#### INFORMATION SHOWN

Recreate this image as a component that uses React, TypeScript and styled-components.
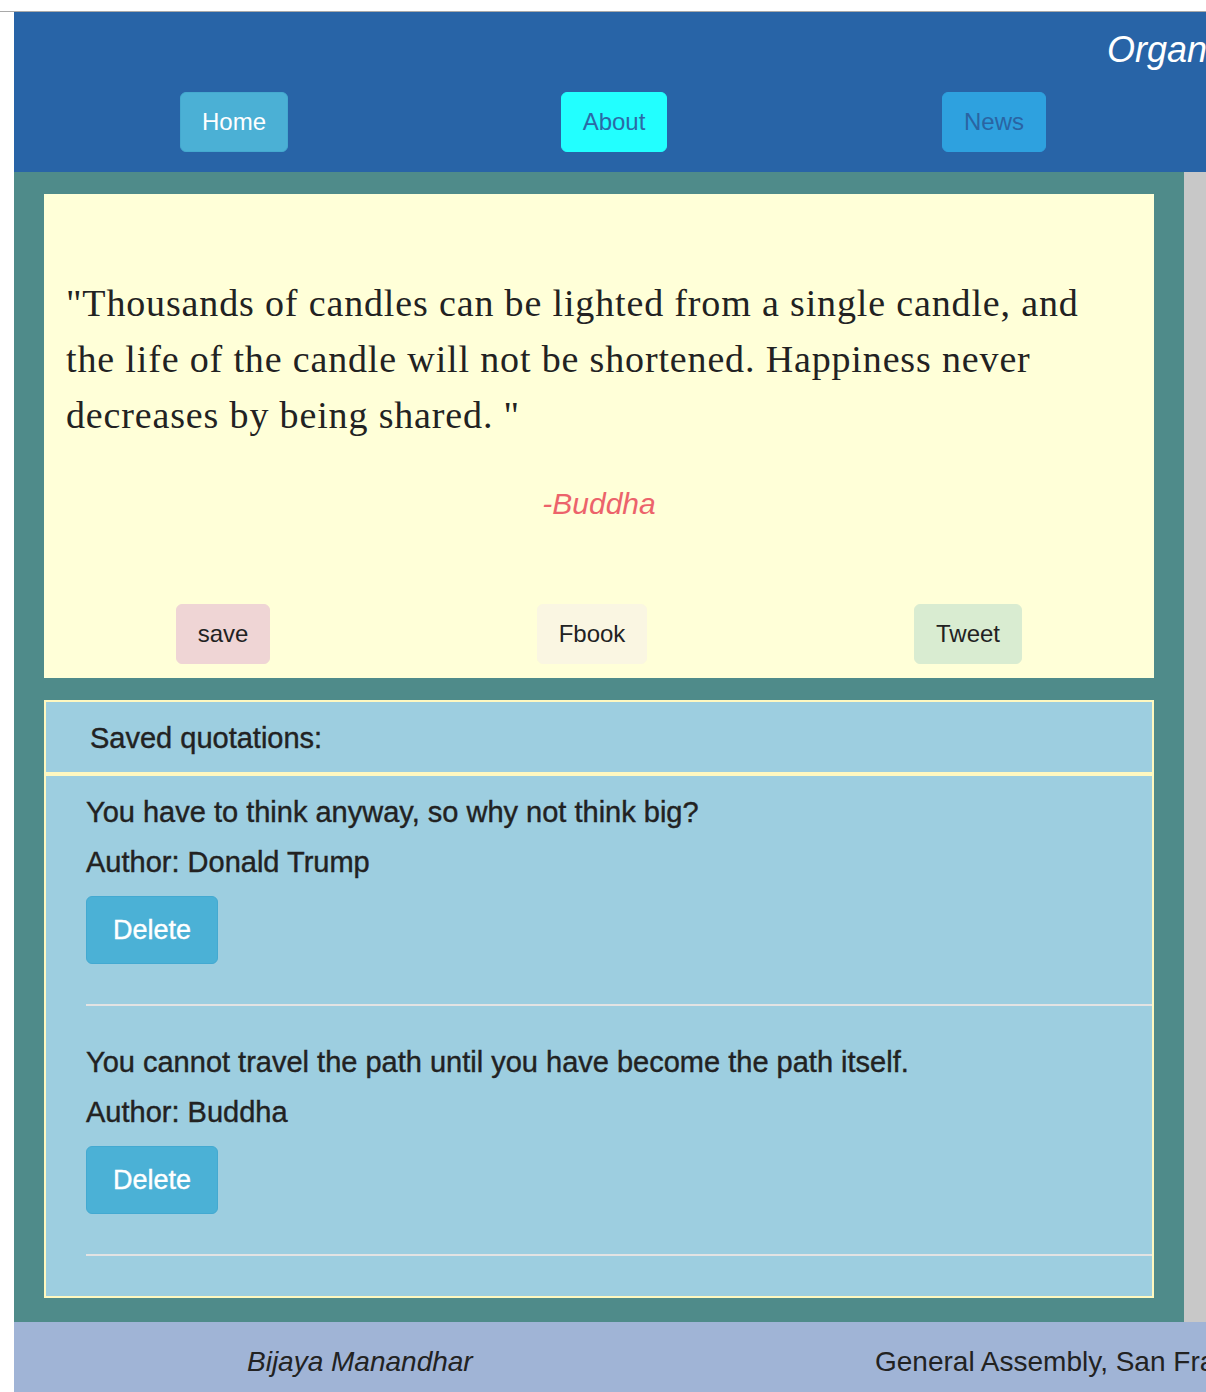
import styled, { createGlobalStyle } from "styled-components";

const GlobalStyle = createGlobalStyle`
    html, body {
        margin: 0;
        padding: 0;
        background: #ffffff;
        overflow: hidden;
    }
    * {
        box-sizing: border-box;
    }
`;

const TopRule = styled.div`
    height: 12px;
    border-bottom: 1px solid #a9a9a9;
`;

const Page = styled.div`
    margin-left: 14px;
    width: 1500px;
    font-family: "Liberation Sans", Arial, sans-serif;
    color: #222222;
`;

const Header = styled.header`
    background-color: #2864a7;
    padding: 18px 0 20px;
`;

const Title = styled.h1`
    margin: 0 0 22px;
    padding-left: 1093px;
    font-size: 36px;
    line-height: 40px;
    font-style: italic;
    font-weight: normal;
    color: #ffffff;
    white-space: nowrap;
`;

const Nav = styled.nav`
    display: grid;
    grid-template-columns: repeat(3, 380px);
    justify-items: center;
    padding-left: 30px;
`;

const NavButton = styled.button<{ $bg: string; $fg: string; $border: string }>`
    padding: 13px 21px;
    border: 1px solid ${(p) => p.$border};
    border-radius: 6px;
    background-color: ${(p) => p.$bg};
    color: ${(p) => p.$fg};
    font-family: "Liberation Sans", Arial, sans-serif;
    font-size: 24px;
    line-height: 32px;
`;

const Main = styled.main`
    background-color: #c8c8c8;
`;

const Container = styled.div`
    width: 1170px;
    padding: 22px 30px 24px;
    background-color: #4f8b8a;
`;

const QuoteCard = styled.section`
    background-color: #ffffd8;
    padding: 0 22px 14px;
`;

const QuoteText = styled.p`
    margin: 0;
    padding-top: 81px;
    font-family: "Liberation Serif", "Times New Roman", serif;
    font-size: 38px;
    letter-spacing: 0.85px;
    line-height: 56px;
    color: #222222;
`;

const QuoteAuthor = styled.p`
    margin: 43px 0 0;
    text-align: center;
    font-size: 30px;
    line-height: 36px;
    font-style: italic;
    color: #ec636b;
`;

const ShareRow = styled.div`
    display: grid;
    grid-template-columns: 358px 380px 372px;
    justify-items: center;
    margin: 82px -22px 0;
`;

const ShareButton = styled.button<{ $bg: string }>`
    padding: 13px 21px;
    border: 1px solid ${(p) => p.$bg};
    border-radius: 6px;
    background-color: ${(p) => p.$bg};
    color: #222222;
    font-family: "Liberation Sans", Arial, sans-serif;
    font-size: 24px;
    line-height: 32px;
`;

const SavedPanel = styled.section`
    margin-top: 22px;
    border: 2px solid #fff8c0;
    background-color: #9dcee0;
`;

const PanelHeading = styled.h4`
    margin: 0;
    padding: 18px 44px 16px;
    border-bottom: 4px solid #fff8c0;
    font-size: 29px;
    line-height: 36px;
    font-weight: normal;
    -webkit-text-stroke: 0.4px #222222;
`;

const PanelBody = styled.div`
    padding: 18px 0 2px 40px;
`;

const SavedItem = styled.article``;

const ItemLine = styled.p<{ $gap?: number }>`
    margin: ${(p) => p.$gap ?? 0}px 0 0;
    font-size: 29px;
    line-height: 36px;
    -webkit-text-stroke: 0.4px #222222;
`;

const DeleteButton = styled.button`
    margin-top: 16px;
    padding: 15px 26px;
    border: 1px solid #43a9d1;
    border-radius: 6px;
    background-color: #4bb1d6;
    color: #ffffff;
    font-family: "Liberation Sans", Arial, sans-serif;
    font-size: 27px;
    line-height: 36px;
    -webkit-text-stroke: 0.4px #ffffff;
`;

const Divider = styled.hr`
    margin: 40px 0 38px;
    border: 0;
    height: 2px;
    background-color: #e3e3e3;
`;

const Footer = styled.footer`
    display: grid;
    grid-template-columns: 628px auto;
    padding: 22px 0 22px 233px;
    background-color: #a0b4d6;
    font-size: 28px;
    line-height: 36px;
    white-space: nowrap;
`;

const Credit = styled.span<{ $italic?: boolean }>`
    font-style: ${(p) => (p.$italic ? "italic" : "normal")};
`;

const saved = [
    { text: "You have to think anyway, so why not think big?", author: "Donald Trump" },
    { text: "You cannot travel the path until you have become the path itself.", author: "Buddha" },
];

export default function App() {
    return (
        <>
            <GlobalStyle />
            <TopRule />
            <Page>
                <Header>
                    <Title>Organized Quotes</Title>
                    <Nav>
                        <NavButton $bg="#4bb0d5" $fg="#ffffff" $border="#45a9cf">
                            Home
                        </NavButton>
                        <NavButton $bg="#22ffff" $fg="#2b6aa6" $border="#22ffff">
                            About
                        </NavButton>
                        <NavButton $bg="#2ea1df" $fg="#2a64a3" $border="#2ea1df">
                            News
                        </NavButton>
                    </Nav>
                </Header>
                <Main>
                    <Container>
                        <QuoteCard>
                            <QuoteText>
                                "Thousands of candles can be lighted from a single candle, and the life of the
                                candle will not be shortened. Happiness never decreases by being shared. "
                            </QuoteText>
                            <QuoteAuthor>-Buddha</QuoteAuthor>
                            <ShareRow>
                                <ShareButton $bg="#efd5d5">save</ShareButton>
                                <ShareButton $bg="#faf6e2">Fbook</ShareButton>
                                <ShareButton $bg="#d9ecd1">Tweet</ShareButton>
                            </ShareRow>
                        </QuoteCard>
                        <SavedPanel>
                            <PanelHeading>Saved quotations:</PanelHeading>
                            <PanelBody>
                                {saved.map((q) => (
                                    <SavedItem key={q.text}>
                                        <ItemLine>{q.text}</ItemLine>
                                        <ItemLine $gap={14}>Author: {q.author}</ItemLine>
                                        <DeleteButton>Delete</DeleteButton>
                                        <Divider />
                                    </SavedItem>
                                ))}
                            </PanelBody>
                        </SavedPanel>
                    </Container>
                </Main>
                <Footer>
                    <Credit $italic>Bijaya Manandhar</Credit>
                    <Credit>General Assembly, San Francisco</Credit>
                </Footer>
            </Page>
        </>
    );
}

#### WHAT YOU SHOULD DO
Every line should be retyped exactly, with the pictures omitted.

#### ANSWER BELOW
Recreate this image as a component that uses React, TypeScript and styled-components.
import styled, { createGlobalStyle } from "styled-components";

const GlobalStyle = createGlobalStyle`
    html, body {
        margin: 0;
        padding: 0;
        background: #ffffff;
        overflow: hidden;
    }
    * {
        box-sizing: border-box;
    }
`;

const TopRule = styled.div`
    height: 12px;
    border-bottom: 1px solid #a9a9a9;
`;

const Page = styled.div`
    margin-left: 14px;
    width: 1500px;
    font-family: "Liberation Sans", Arial, sans-serif;
    color: #222222;
`;

const Header = styled.header`
    background-color: #2864a7;
    padding: 18px 0 20px;
`;

const Title = styled.h1`
    margin: 0 0 22px;
    padding-left: 1093px;
    font-size: 36px;
    line-height: 40px;
    font-style: italic;
    font-weight: normal;
    color: #ffffff;
    white-space: nowrap;
`;

const Nav = styled.nav`
    display: grid;
    grid-template-columns: repeat(3, 380px);
    justify-items: center;
    padding-left: 30px;
`;

const NavButton = styled.button<{ $bg: string; $fg: string; $border: string }>`
    padding: 13px 21px;
    border: 1px solid ${(p) => p.$border};
    border-radius: 6px;
    background-color: ${(p) => p.$bg};
    color: ${(p) => p.$fg};
    font-family: "Liberation Sans", Arial, sans-serif;
    font-size: 24px;
    line-height: 32px;
`;

const Main = styled.main`
    background-color: #c8c8c8;
`;

const Container = styled.div`
    width: 1170px;
    padding: 22px 30px 24px;
    background-color: #4f8b8a;
`;

const QuoteCard = styled.section`
    background-color: #ffffd8;
    padding: 0 22px 14px;
`;

const QuoteText = styled.p`
    margin: 0;
    padding-top: 81px;
    font-family: "Liberation Serif", "Times New Roman", serif;
    font-size: 38px;
    letter-spacing: 0.85px;
    line-height: 56px;
    color: #222222;
`;

const QuoteAuthor = styled.p`
    margin: 43px 0 0;
    text-align: center;
    font-size: 30px;
    line-height: 36px;
    font-style: italic;
    color: #ec636b;
`;

const ShareRow = styled.div`
    display: grid;
    grid-template-columns: 358px 380px 372px;
    justify-items: center;
    margin: 82px -22px 0;
`;

const ShareButton = styled.button<{ $bg: string }>`
    padding: 13px 21px;
    border: 1px solid ${(p) => p.$bg};
    border-radius: 6px;
    background-color: ${(p) => p.$bg};
    color: #222222;
    font-family: "Liberation Sans", Arial, sans-serif;
    font-size: 24px;
    line-height: 32px;
`;

const SavedPanel = styled.section`
    margin-top: 22px;
    border: 2px solid #fff8c0;
    background-color: #9dcee0;
`;

const PanelHeading = styled.h4`
    margin: 0;
    padding: 18px 44px 16px;
    border-bottom: 4px solid #fff8c0;
    font-size: 29px;
    line-height: 36px;
    font-weight: normal;
    -webkit-text-stroke: 0.4px #222222;
`;

const PanelBody = styled.div`
    padding: 18px 0 2px 40px;
`;

const SavedItem = styled.article``;

const ItemLine = styled.p<{ $gap?: number }>`
    margin: ${(p) => p.$gap ?? 0}px 0 0;
    font-size: 29px;
    line-height: 36px;
    -webkit-text-stroke: 0.4px #222222;
`;

const DeleteButton = styled.button`
    margin-top: 16px;
    padding: 15px 26px;
    border: 1px solid #43a9d1;
    border-radius: 6px;
    background-color: #4bb1d6;
    color: #ffffff;
    font-family: "Liberation Sans", Arial, sans-serif;
    font-size: 27px;
    line-height: 36px;
    -webkit-text-stroke: 0.4px #ffffff;
`;

const Divider = styled.hr`
    margin: 40px 0 38px;
    border: 0;
    height: 2px;
    background-color: #e3e3e3;
`;

const Footer = styled.footer`
    display: grid;
    grid-template-columns: 628px auto;
    padding: 22px 0 22px 233px;
    background-color: #a0b4d6;
    font-size: 28px;
    line-height: 36px;
    white-space: nowrap;
`;

const Credit = styled.span<{ $italic?: boolean }>`
    font-style: ${(p) => (p.$italic ? "italic" : "normal")};
`;

const saved = [
    { text: "You have to think anyway, so why not think big?", author: "Donald Trump" },
    { text: "You cannot travel the path until you have become the path itself.", author: "Buddha" },
];

export default function App() {
    return (
        <>
            <GlobalStyle />
            <TopRule />
            <Page>
                <Header>
                    <Title>Organized Quotes</Title>
                    <Nav>
                        <NavButton $bg="#4bb0d5" $fg="#ffffff" $border="#45a9cf">
                            Home
                        </NavButton>
                        <NavButton $bg="#22ffff" $fg="#2b6aa6" $border="#22ffff">
                            About
                        </NavButton>
                        <NavButton $bg="#2ea1df" $fg="#2a64a3" $border="#2ea1df">
                            News
                        </NavButton>
                    </Nav>
                </Header>
                <Main>
                    <Container>
                        <QuoteCard>
                            <QuoteText>
                                "Thousands of candles can be lighted from a single candle, and the life of the
                                candle will not be shortened. Happiness never decreases by being shared. "
                            </QuoteText>
                            <QuoteAuthor>-Buddha</QuoteAuthor>
                            <ShareRow>
                                <ShareButton $bg="#efd5d5">save</ShareButton>
                                <ShareButton $bg="#faf6e2">Fbook</ShareButton>
                                <ShareButton $bg="#d9ecd1">Tweet</ShareButton>
                            </ShareRow>
                        </QuoteCard>
                        <SavedPanel>
                            <PanelHeading>Saved quotations:</PanelHeading>
                            <PanelBody>
                                {saved.map((q) => (
                                    <SavedItem key={q.text}>
                                        <ItemLine>{q.text}</ItemLine>
                                        <ItemLine $gap={14}>Author: {q.author}</ItemLine>
                                        <DeleteButton>Delete</DeleteButton>
                                        <Divider />
                                    </SavedItem>
                                ))}
                            </PanelBody>
                        </SavedPanel>
                    </Container>
                </Main>
                <Footer>
                    <Credit $italic>Bijaya Manandhar</Credit>
                    <Credit>General Assembly, San Francisco</Credit>
                </Footer>
            </Page>
        </>
    );
}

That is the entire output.